US20250124653
2025-04-17
Physics
G06T17/20
The patent application describes a method for creating photorealistic facial representations using personalized machine-learned model ensembles. It focuses on processing video data that depicts a user's face to generate a realistic 3D representation. This process involves multiple machine-learned models, each trained to handle different aspects of the facial representation, such as mesh generation, texture creation, and subsurface anatomy modeling.
The system employs a user-specific ensemble of machine-learned models to achieve photorealism. These models include a mesh representation model for 3D polygonal structures, a texture representation model for facial textures, and subsurface anatomical models for underlying facial features. Each model in the ensemble is optimized using a loss function that evaluates its output against desired results, ensuring high accuracy and realism in the final representation.
This technology is particularly useful in video-based communications, where realistic avatars can enhance virtual interactions. By generating detailed and lifelike avatars, users can engage more effectively in virtual worlds and videoconferences. The system also allows for capturing and rendering unique microexpressions, adding depth to virtual avatars' interactions with real-time dynamics.

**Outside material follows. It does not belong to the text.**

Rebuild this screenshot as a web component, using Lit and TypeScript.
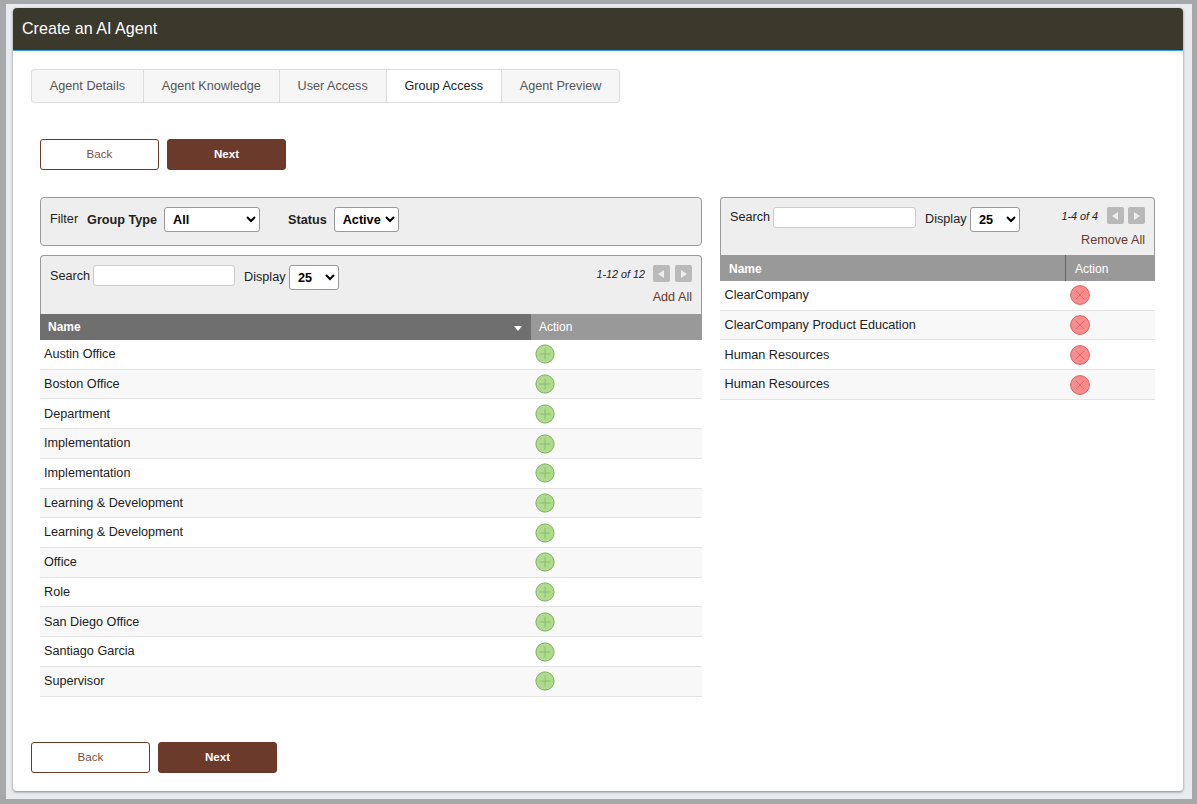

A significant advantage of this approach is its potential to reduce bandwidth requirements in video communications. By transmitting only essential data needed to render a 3D avatar instead of full video streams, network load is minimized. This is particularly beneficial in environments with fluctuating network strength or when users face bandwidth limitations from their Internet Service Providers.
The described technology addresses common issues like signal strength fluctuations and high bandwidth costs associated with traditional video communications. By offering an efficient alternative through avatar-based representations, it enhances user experience by maintaining quality even under suboptimal network conditions. This makes it an attractive solution for improving the reliability and accessibility of videoconferencing.